I am extremely proud to inform you that the only reason I was able to watch President Thabo Mbeki’s inaugural speech live was because your brothers and sisters in the north have begun to pull up their socks.

I was watching the ceremony on BBC World. Just as Mbeki was about to speak, they said, “And that’s all we have time for.” I quickly turned to CNN. Also no joy.

Then something told me, “Try that Nigerian station, Africa International television.” I did, and there it was. They were carrying SABC Africa live!

West Africa has always cared about the south. But I had to wonder: did SABC Africa similarly carry all of President Olusegun Obasanjo’s inauguration live?

Anyway, SABC Africa cannot be seen in London. You can see live pictures from Algeria, Libya, Egypt and even poor Sudan. But not from South Africa.

Laagers are difficult to break out of, aren’t they? I couldn’t even find an advance copy of Mbeki’s speech at the South African government website.

The inauguration was one of those ceremonies that bring tears to the eye. Apart from Julius Nyerere of Tanzania, no African leader that comes readily to mind has handed the baton to one of his own lieutenants to succeed him while he was still alive.
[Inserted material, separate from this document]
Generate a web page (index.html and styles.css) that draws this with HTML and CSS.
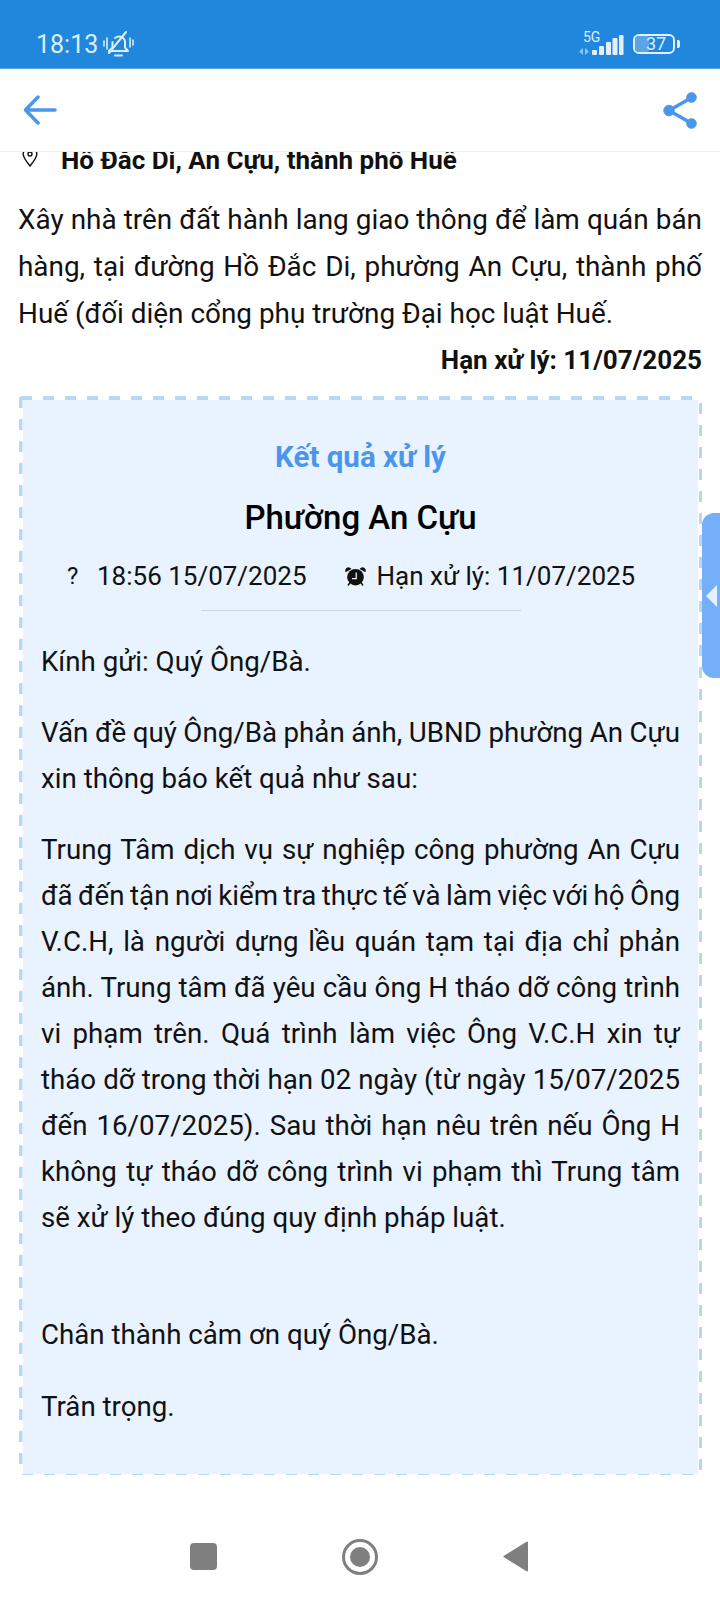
FILE: index.html
```html
<!DOCTYPE html>
<html lang="vi">

<head>
  <meta charset="UTF-8">
  <meta name="viewport" content="width=device-width, initial-scale=1.0">
  <title>Kết quả xử lý</title>
  <link rel="stylesheet" href="styles.css">
</head>

<body>
  <div class="status-bar">
    <div class="status-left">
      <span class="clock">18:13</span>
      <svg class="bell" width="31" height="26" viewBox="0 0 31 26" fill="none" stroke="#dcedfc" stroke-width="2" stroke-linecap="round" stroke-linejoin="round">
        <path d="M6 20h19l-3-3.500V11c0-3-2.500-5.500-6-5.500-1.500 0-3 .6-4 1.500"/>
        <path d="M9.500 11v5.500L6 20"/>
        <path d="M6 22 23 1"/>
        <path d="M12 24.500h7"/>
        <path d="M1 10v5M4 7v11M27 7v9M30 9v5" stroke-width="1.600"/>
      </svg>
    </div>
    <div class="status-right">
      <div class="network">
        <span class="network-label">5G</span>
        <svg class="signal" width="46" height="22" viewBox="0 0 46 22" fill="#e3f0fc">
          <path d="M0 18.500l4-3.500v7l-4-3.500zM6 15l4 3.500L6 22v-7z" opacity=".55"/>
          <rect x="13" y="17" width="5" height="5" rx="1"/>
          <rect x="20" y="13" width="5" height="9" rx="1"/>
          <rect x="27" y="9" width="5" height="13" rx="1"/>
          <rect x="33.500" y="5" width="5" height="17" rx="1"/>
          <rect x="40" y="2" width="4.500" height="20" rx="1"/>
        </svg>
      </div>
      <div class="battery">
        <div class="battery-body">
          <div class="battery-level" style="width: 37%"></div>
          <span class="battery-text">37</span>
        </div>
        <div class="battery-tip"></div>
      </div>
    </div>
  </div>

  <header class="app-bar">
    <svg width="34" height="30" viewBox="0 0 34 30" fill="none" stroke="#4a96ea" stroke-width="3.500" stroke-linecap="round" stroke-linejoin="round">
      <path d="M32 15H2.500M15 2 2.500 15 15 28"/>
    </svg>
    <svg width="34" height="37" viewBox="0 0 34 37" fill="#4a96ea" stroke="#4a96ea">
      <path d="M28 6 6 18.500 28 31" fill="none" stroke-width="3.500"/>
      <circle cx="28.500" cy="5.500" r="4.800"/>
      <circle cx="6" cy="18.500" r="5.200"/>
      <circle cx="28.500" cy="31.500" r="4.800"/>
    </svg>
  </header>

  <main class="content">
    <div class="address">
      <svg class="pin" width="16" height="20" viewBox="0 0 16 20" fill="none" stroke="#111" stroke-width="1.400">
        <path d="M8 19C4 14 1.200 10.500 1.200 7.200a6.800 6.800 0 0 1 13.600 0C14.800 10.500 12 14 8 19z"/>
        <circle cx="8" cy="7" r="2"/>
      </svg>
      <span>Hồ Đắc Di, An Cựu, thành phố Huế</span>
    </div>
    <p class="description">Xây nhà trên đất hành lang giao thông để làm quán bán hàng, tại đường Hồ Đắc Di, phường An Cựu, thành phố Huế (đối diện cổng phụ trường Đại học luật Huế.</p>
    <p class="deadline">Hạn xử lý: 11/07/2025</p>

    <section class="result">
      <h2 class="result-title">Kết quả xử lý</h2>
      <h3 class="result-org">Phường An Cựu</h3>
      <div class="result-meta">
        <span class="meta-item"><span class="meta-missing">?</span>18:56 15/07/2025</span>
        <span class="meta-item meta-due">
          <svg width="21" height="19" viewBox="0 0 21 19" fill="#111">
            <path d="M.6 5.200C-.6 2.500 1.500 0 4.200.4 5.200.6 6 1.200 6.400 2z"/>
            <path d="M20.400 5.200C21.600 2.500 19.500 0 16.800.4 15.800.6 15 1.200 14.600 2z"/>
            <circle cx="10.500" cy="10.200" r="8.300"/>
            <path d="M10.600 5.500h1.300v6.700H7v-1.300h3.600z" fill="#e8f3ff"/>
            <path d="M5 15.500 3 18.500M16 15.500l2 3" stroke="#111" stroke-width="1.400"/>
          </svg>
          Hạn xử lý: 11/07/2025
        </span>
      </div>
      <div class="result-line"></div>
      <div class="result-body">
        <p>Kính gửi: Quý Ông/Bà.</p>
        <p>
          <span class="line">Vấn đề quý Ông/Bà phản ánh, UBND phường An Cựu</span>
          <span class="line-end">xin thông báo kết quả như sau:</span>
        </p>
        <p>
          <span class="line">Trung Tâm dịch vụ sự nghiệp công phường An Cựu</span>
          <span class="line">đã đến tận nơi kiểm tra thực tế và làm việc với hộ Ông</span>
          <span class="line">V.C.H, là người dựng lều quán tạm tại địa chỉ phản</span>
          <span class="line">ánh. Trung tâm đã yêu cầu ông H tháo dỡ công trình</span>
          <span class="line">vi phạm trên. Quá trình làm việc Ông V.C.H xin tự</span>
          <span class="line">tháo dỡ trong thời hạn 02 ngày (từ ngày 15/07/2025</span>
          <span class="line">đến 16/07/2025). Sau thời hạn nêu trên nếu Ông H</span>
          <span class="line">không tự tháo dỡ công trình vi phạm thì Trung tâm</span>
          <span class="line-end">sẽ xử lý theo đúng quy định pháp luật.</span>
        </p>
        <p class="spacer"></p>
        <p class="closing">Chân thành cảm ơn quý Ông/Bà.</p>
        <p>Trân trọng.</p>
      </div>
    </section>

    <div class="side-tab"><div class="side-arrow"></div></div>
  </main>

  <nav class="nav-bar">
    <div class="nav-square"></div>
    <div class="nav-circle"><div class="nav-dot"></div></div>
    <svg width="25" height="31" viewBox="0 0 25 31" fill="#7f7f7f" stroke="#7f7f7f" stroke-width="2" stroke-linejoin="round">
      <path d="M24 1.500V29.500L1.500 15.500z"/>
    </svg>
  </nav>
</body>

</html>
```

FILE: styles.css
```css
* {
  box-sizing: border-box;
}

body {
  font-family: 'Roboto', sans-serif;
  background-color: #ffffff;
  color: #111111;
  margin: 0;
  padding: 0;
  width: 720px;
  height: 1600px;
  display: flex;
  flex-direction: column;
  overflow: hidden;
}

p {
  margin: 0;
}

/* status bar */
.status-bar {
  height: 69px;
  background-color: #2187dc;
  border-bottom: 1px solid #5aa5e6;
  padding: 20px 40px 0 36px;
  display: flex;
  align-items: center;
  justify-content: space-between;
  color: #dcedfc;
  flex-shrink: 0;
}

.status-left {
  display: flex;
  align-items: center;
  gap: 5px;
}

.clock {
  font-size: 25px;
}

.status-right {
  display: flex;
  align-items: center;
  gap: 8px;
}

.network {
  position: relative;
  width: 46px;
  height: 22px;
}

.network-label {
  position: absolute;
  left: 4px;
  top: -4px;
  font-size: 14px;
}

.signal {
  display: block;
}

.battery {
  display: flex;
  align-items: center;
  gap: 2px;
}

.battery-body {
  position: relative;
  width: 42px;
  height: 20px;
  border: 2px solid #e3f0fc;
  border-radius: 6px;
  overflow: hidden;
}

.battery-level {
  height: 100%;
  background-color: #5aa5e6;
  border-radius: 2px;
}

.battery-text {
  position: absolute;
  top: -2px;
  left: 11px;
  font-size: 18px;
  line-height: 20px;
}

.battery-tip {
  width: 3px;
  height: 8px;
  background-color: #e3f0fc;
  border-radius: 0 2px 2px 0;
}

/* app bar */
.app-bar {
  height: 83px;
  border-bottom: 1px solid #f0f0f0;
  padding: 0 23px 0 23px;
  display: flex;
  align-items: center;
  justify-content: space-between;
  flex-shrink: 0;
}

/* content */
.content {
  position: relative;
  flex: 1;
  padding: 0 18px;
  overflow: hidden;
}

.address {
  height: 23px;
  padding-left: 4px;
  display: flex;
  align-items: flex-end;
  gap: 23px;
  font-size: 26px;
  font-weight: 700;
  line-height: 30px;
  overflow: hidden;
}

.address .pin {
  margin-bottom: 8px;
}

.description {
  margin-top: 21px;
  font-size: 27.900px;
  line-height: 47px;
  text-align: justify;
}

.deadline {
  margin-top: 4px;
  font-size: 26px;
  font-weight: 700;
  line-height: 38px;
  text-align: right;
}

.result {
  margin: 17px 0 0 1px;
  height: 1082px;
  border: 4px solid transparent;
  padding: 40px 18px 0;
  background-image:
    repeating-linear-gradient(90deg, #b8d6f5 0 11px, transparent 11px 22px),
    repeating-linear-gradient(90deg, transparent 0 3px, #b8d6f5 3px 14px, transparent 14px 22px),
    repeating-linear-gradient(180deg, transparent 0 1px, #b8d6f5 1px 12px, transparent 12px 22px),
    repeating-linear-gradient(180deg, transparent 0 7px, #b8d6f5 7px 18px, transparent 18px 22px),
    linear-gradient(#e8f3ff, #e8f3ff);
  background-size: 100% 4px, 100% 4px, 3.500px 100%, 3.500px 100%, 100% 100%;
  background-position: 2px 0, 0 100%, 0 0, 100% 0, 0 0;
  background-repeat: no-repeat;
  background-origin: border-box;
  background-clip: border-box, border-box, border-box, border-box, padding-box;
}

.result-title {
  margin: -1px 0 0;
  color: #4a96ea;
  font-size: 29.500px;
  font-weight: 700;
  line-height: 36px;
  text-align: center;
}

.result-org {
  margin: 23px 0 0;
  color: #000000;
  font-size: 33px;
  font-weight: 500;
  line-height: 40px;
  text-align: center;
}

.result-meta {
  margin-top: 20px;
  padding-left: 26px;
  display: flex;
  font-size: 26px;
  line-height: 36px;
}

.meta-item {
  display: flex;
  align-items: center;
}

.meta-due {
  margin-left: 38px;
  gap: 11px;
}

.meta-missing {
  width: 30px;
  font-size: 24px;
}

.result-line {
  width: 320px;
  height: 1px;
  margin: 16px auto 0;
  background-color: #ccd4dd;
}

.result-body {
  margin-top: 28px;
  font-size: 27.700px;
  line-height: 46px;
}

.result-body p {
  margin-bottom: 25px;
}

.result-body .closing {
  margin-bottom: 26px;
}

.result-body .spacer {
  height: 46px;
  margin-bottom: 0;
}

/* the app wraps these lines itself, some of them squeeze the spaces */
.line {
  display: block;
  word-spacing: -3px;
  text-align: justify;
  text-align-last: justify;
}

.line-end {
  display: block;
}

.side-tab {
  position: absolute;
  right: 0;
  top: 361px;
  width: 18px;
  height: 165px;
  background-color: #74aff8;
  border-radius: 12px 0 0 12px;
  display: flex;
  align-items: center;
  justify-content: flex-end;
  padding-right: 3px;
}

.side-arrow {
  width: 0;
  height: 0;
  border-top: 11px solid transparent;
  border-bottom: 11px solid transparent;
  border-right: 11px solid #e6f1fe;
}

/* nav bar */
.nav-bar {
  height: 125px;
  padding: 38px 0 0 190px;
  display: flex;
  align-items: center;
  flex-shrink: 0;
  gap: 125px;
}

.nav-square {
  width: 27px;
  height: 27px;
  background-color: #7f7f7f;
  border-radius: 4px;
}

.nav-circle {
  width: 36px;
  height: 36px;
  border: 3px solid #7f7f7f;
  border-radius: 50%;
  display: flex;
  align-items: center;
  justify-content: center;
}

.nav-dot {
  width: 20px;
  height: 20px;
  background-color: #7f7f7f;
  border-radius: 50%;
}
```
In Ghana, Kwame Nkrumah did not even want to name a deputy, even though Komla Gbedema led the Convention People’s Party very ably while Nkrumah was in prison. Felix Houphout-Boigny of Cte d’Ivoire died an octogenarian in his presidential boots, as did Jomo Kenyatta of Kenya. Hastings Kamuzu Banda of Malawi was thrown out of power by the time he was so old that he once fell flat on his face at a heads-of-state meeting.

It is pleasant to reflect that with his immense popularity and energy, Madiba could have been tempted to go the “African way” and stay on and on. That he did not speaks volumes about the man’s humility and humanity.

On his humility: I once visited him at his house in Houghton in the company of some fellow West Africans. A few African National Congress cadres were also there, and his living room was quite packed. As he entered from upstairs and saw that all the chairs were occupied, he immediately branched into the dining room and picked up a very heavy chair on which he was going to sit. I couldn’t get up quickly enough to take it from him. How could he, at his age, even think of picking up a chair to sit on? But it hadn’t occurred to him that he could ask someone else. That’s the measure of the man.

About his humanity: the son of someone who had been detained in Nigeria wanted to appeal to Madiba to use his good offices to get his dad released, and asked for my help. I sent Madiba just one fax and that was enough to earn both of us a lunch date at the Union Building in Pretoria. Needless to say, Madiba did everything humanly possible – and more – to try and get my friend’s dad released. They don’t come better on our continent.

Farewell, Madiba. I shall miss you. Or better still, I shall not, for I know that with the burdens of the state now taken off your shoulders, you will devote even more time to humanitarian work.

Mandela will be a difficult act to follow, but I have no doubt at all that Mbeki will be equal to the task.

I was present once when he was briefing a foreign group about the ANC. I was struck by his patience and courtesy, and also his ability to carry a briefing though to a coherent conclusion, without losing the thread when he was subjected to interruptions.

He is also straightforward; he doesn’t lead people up the garden path.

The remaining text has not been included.